TASK STATEMENT: Nothing in the data should change when you return it, but leave the pictures out.

LISTED RECORDS:
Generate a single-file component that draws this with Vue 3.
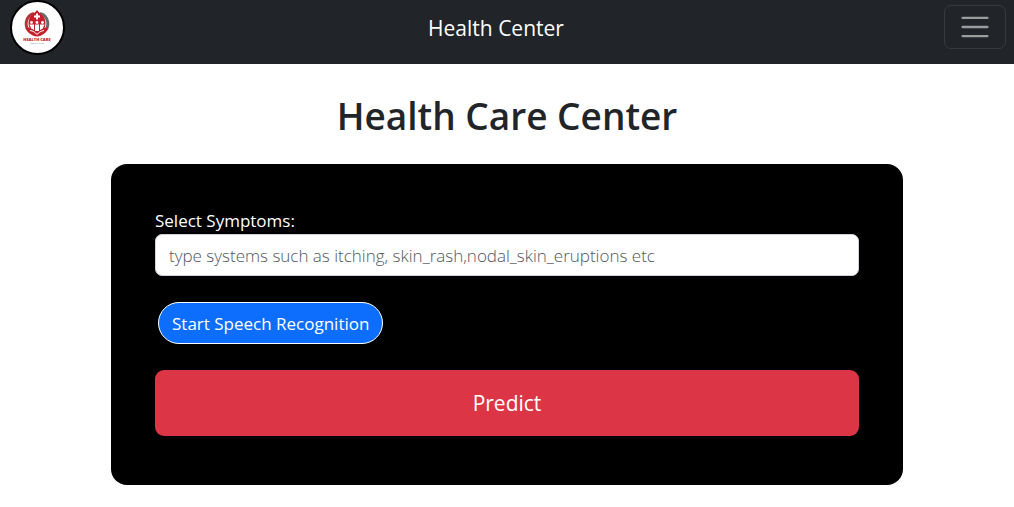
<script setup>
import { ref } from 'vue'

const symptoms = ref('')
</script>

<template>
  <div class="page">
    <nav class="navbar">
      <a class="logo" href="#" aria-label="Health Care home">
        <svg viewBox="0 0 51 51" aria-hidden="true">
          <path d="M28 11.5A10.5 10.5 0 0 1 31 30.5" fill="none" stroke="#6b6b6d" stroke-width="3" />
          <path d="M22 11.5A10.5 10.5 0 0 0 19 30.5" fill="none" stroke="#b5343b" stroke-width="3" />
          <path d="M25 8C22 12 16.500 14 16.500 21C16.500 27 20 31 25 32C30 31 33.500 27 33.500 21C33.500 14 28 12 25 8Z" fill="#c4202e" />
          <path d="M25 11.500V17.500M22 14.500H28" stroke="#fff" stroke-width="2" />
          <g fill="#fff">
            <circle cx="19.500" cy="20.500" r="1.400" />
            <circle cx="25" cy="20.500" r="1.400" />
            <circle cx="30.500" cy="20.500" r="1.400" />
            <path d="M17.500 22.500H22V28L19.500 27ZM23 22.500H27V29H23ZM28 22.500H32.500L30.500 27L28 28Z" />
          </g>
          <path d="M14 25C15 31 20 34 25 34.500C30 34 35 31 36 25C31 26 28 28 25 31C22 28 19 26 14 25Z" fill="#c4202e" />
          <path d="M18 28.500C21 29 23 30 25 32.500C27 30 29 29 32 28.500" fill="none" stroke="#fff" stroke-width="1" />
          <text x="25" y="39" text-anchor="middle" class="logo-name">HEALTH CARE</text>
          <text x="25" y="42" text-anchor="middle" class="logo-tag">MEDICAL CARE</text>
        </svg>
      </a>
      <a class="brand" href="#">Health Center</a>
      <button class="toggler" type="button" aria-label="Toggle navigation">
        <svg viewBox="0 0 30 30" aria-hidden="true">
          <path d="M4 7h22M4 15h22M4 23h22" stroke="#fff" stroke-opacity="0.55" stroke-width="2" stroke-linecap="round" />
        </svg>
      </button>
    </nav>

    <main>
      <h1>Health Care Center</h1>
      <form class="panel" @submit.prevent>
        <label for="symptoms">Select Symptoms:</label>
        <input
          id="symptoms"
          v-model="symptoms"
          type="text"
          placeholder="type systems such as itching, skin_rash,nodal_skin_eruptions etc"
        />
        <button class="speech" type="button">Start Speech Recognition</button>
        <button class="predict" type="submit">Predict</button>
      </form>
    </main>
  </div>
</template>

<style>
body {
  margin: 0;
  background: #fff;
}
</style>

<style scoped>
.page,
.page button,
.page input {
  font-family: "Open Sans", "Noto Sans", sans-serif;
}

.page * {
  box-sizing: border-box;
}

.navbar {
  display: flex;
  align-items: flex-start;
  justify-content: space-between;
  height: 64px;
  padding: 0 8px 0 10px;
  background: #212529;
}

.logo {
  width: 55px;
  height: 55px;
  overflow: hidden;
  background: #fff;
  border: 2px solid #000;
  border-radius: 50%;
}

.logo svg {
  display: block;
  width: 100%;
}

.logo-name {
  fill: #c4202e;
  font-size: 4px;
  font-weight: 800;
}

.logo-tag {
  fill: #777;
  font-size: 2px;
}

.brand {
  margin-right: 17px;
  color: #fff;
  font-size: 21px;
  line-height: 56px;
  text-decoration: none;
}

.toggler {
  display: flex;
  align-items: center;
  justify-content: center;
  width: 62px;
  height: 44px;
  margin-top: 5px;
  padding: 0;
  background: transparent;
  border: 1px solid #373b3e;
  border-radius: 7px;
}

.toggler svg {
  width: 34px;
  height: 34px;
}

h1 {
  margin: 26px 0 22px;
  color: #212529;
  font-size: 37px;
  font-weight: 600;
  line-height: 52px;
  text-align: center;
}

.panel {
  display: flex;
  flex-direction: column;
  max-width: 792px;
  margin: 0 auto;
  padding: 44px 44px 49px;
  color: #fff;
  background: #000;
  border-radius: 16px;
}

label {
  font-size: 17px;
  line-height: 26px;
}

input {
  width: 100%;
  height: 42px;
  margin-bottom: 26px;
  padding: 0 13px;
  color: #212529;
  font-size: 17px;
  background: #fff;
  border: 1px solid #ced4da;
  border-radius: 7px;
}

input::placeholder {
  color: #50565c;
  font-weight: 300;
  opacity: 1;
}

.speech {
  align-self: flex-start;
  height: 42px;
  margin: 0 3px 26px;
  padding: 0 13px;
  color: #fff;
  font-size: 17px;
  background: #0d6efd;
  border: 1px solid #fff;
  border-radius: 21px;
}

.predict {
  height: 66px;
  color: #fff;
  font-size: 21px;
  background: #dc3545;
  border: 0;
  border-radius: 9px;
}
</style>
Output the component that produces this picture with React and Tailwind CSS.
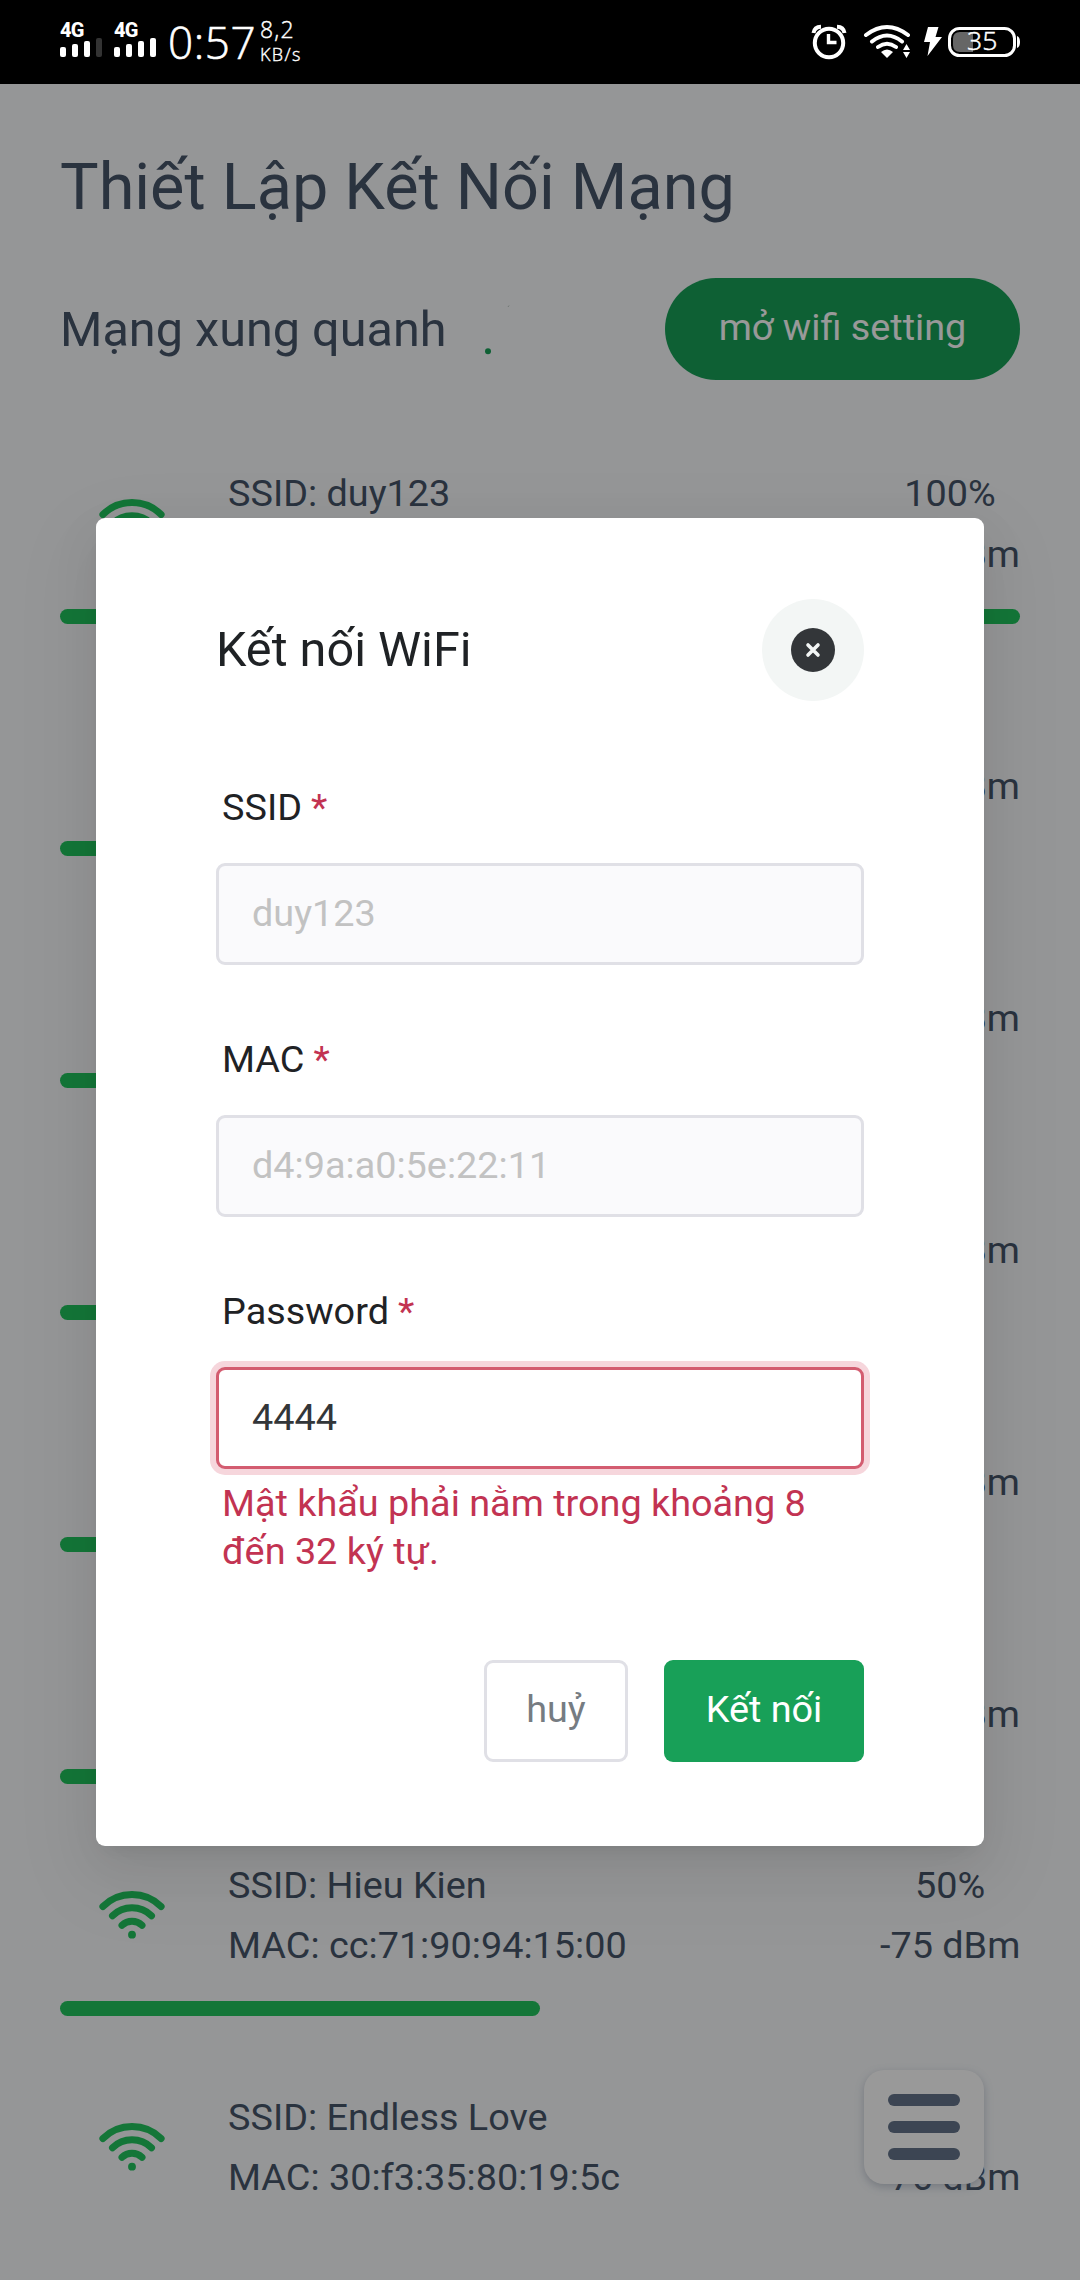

CORRECT RESULT:
Generate a single-file component that draws this with Vue 3.
<script setup>
import { ref } from 'vue'

const symptoms = ref('')
</script>

<template>
  <div class="page">
    <nav class="navbar">
      <a class="logo" href="#" aria-label="Health Care home">
        <svg viewBox="0 0 51 51" aria-hidden="true">
          <path d="M28 11.5A10.5 10.5 0 0 1 31 30.5" fill="none" stroke="#6b6b6d" stroke-width="3" />
          <path d="M22 11.5A10.5 10.5 0 0 0 19 30.5" fill="none" stroke="#b5343b" stroke-width="3" />
          <path d="M25 8C22 12 16.500 14 16.500 21C16.500 27 20 31 25 32C30 31 33.500 27 33.500 21C33.500 14 28 12 25 8Z" fill="#c4202e" />
          <path d="M25 11.500V17.500M22 14.500H28" stroke="#fff" stroke-width="2" />
          <g fill="#fff">
            <circle cx="19.500" cy="20.500" r="1.400" />
            <circle cx="25" cy="20.500" r="1.400" />
            <circle cx="30.500" cy="20.500" r="1.400" />
            <path d="M17.500 22.500H22V28L19.500 27ZM23 22.500H27V29H23ZM28 22.500H32.500L30.500 27L28 28Z" />
          </g>
          <path d="M14 25C15 31 20 34 25 34.500C30 34 35 31 36 25C31 26 28 28 25 31C22 28 19 26 14 25Z" fill="#c4202e" />
          <path d="M18 28.500C21 29 23 30 25 32.500C27 30 29 29 32 28.500" fill="none" stroke="#fff" stroke-width="1" />
          <text x="25" y="39" text-anchor="middle" class="logo-name">HEALTH CARE</text>
          <text x="25" y="42" text-anchor="middle" class="logo-tag">MEDICAL CARE</text>
        </svg>
      </a>
      <a class="brand" href="#">Health Center</a>
      <button class="toggler" type="button" aria-label="Toggle navigation">
        <svg viewBox="0 0 30 30" aria-hidden="true">
          <path d="M4 7h22M4 15h22M4 23h22" stroke="#fff" stroke-opacity="0.55" stroke-width="2" stroke-linecap="round" />
        </svg>
      </button>
    </nav>

    <main>
      <h1>Health Care Center</h1>
      <form class="panel" @submit.prevent>
        <label for="symptoms">Select Symptoms:</label>
        <input
          id="symptoms"
          v-model="symptoms"
          type="text"
          placeholder="type systems such as itching, skin_rash,nodal_skin_eruptions etc"
        />
        <button class="speech" type="button">Start Speech Recognition</button>
        <button class="predict" type="submit">Predict</button>
      </form>
    </main>
  </div>
</template>

<style>
body {
  margin: 0;
  background: #fff;
}
</style>

<style scoped>
.page,
.page button,
.page input {
  font-family: "Open Sans", "Noto Sans", sans-serif;
}

.page * {
  box-sizing: border-box;
}

.navbar {
  display: flex;
  align-items: flex-start;
  justify-content: space-between;
  height: 64px;
  padding: 0 8px 0 10px;
  background: #212529;
}

.logo {
  width: 55px;
  height: 55px;
  overflow: hidden;
  background: #fff;
  border: 2px solid #000;
  border-radius: 50%;
}

.logo svg {
  display: block;
  width: 100%;
}

.logo-name {
  fill: #c4202e;
  font-size: 4px;
  font-weight: 800;
}

.logo-tag {
  fill: #777;
  font-size: 2px;
}

.brand {
  margin-right: 17px;
  color: #fff;
  font-size: 21px;
  line-height: 56px;
  text-decoration: none;
}

.toggler {
  display: flex;
  align-items: center;
  justify-content: center;
  width: 62px;
  height: 44px;
  margin-top: 5px;
  padding: 0;
  background: transparent;
  border: 1px solid #373b3e;
  border-radius: 7px;
}

.toggler svg {
  width: 34px;
  height: 34px;
}

h1 {
  margin: 26px 0 22px;
  color: #212529;
  font-size: 37px;
  font-weight: 600;
  line-height: 52px;
  text-align: center;
}

.panel {
  display: flex;
  flex-direction: column;
  max-width: 792px;
  margin: 0 auto;
  padding: 44px 44px 49px;
  color: #fff;
  background: #000;
  border-radius: 16px;
}

label {
  font-size: 17px;
  line-height: 26px;
}

input {
  width: 100%;
  height: 42px;
  margin-bottom: 26px;
  padding: 0 13px;
  color: #212529;
  font-size: 17px;
  background: #fff;
  border: 1px solid #ced4da;
  border-radius: 7px;
}

input::placeholder {
  color: #50565c;
  font-weight: 300;
  opacity: 1;
}

.speech {
  align-self: flex-start;
  height: 42px;
  margin: 0 3px 26px;
  padding: 0 13px;
  color: #fff;
  font-size: 17px;
  background: #0d6efd;
  border: 1px solid #fff;
  border-radius: 21px;
}

.predict {
  height: 66px;
  color: #fff;
  font-size: 21px;
  background: #dc3545;
  border: 0;
  border-radius: 9px;
}
</style>
Output the component that produces this picture with React and Tailwind CSS.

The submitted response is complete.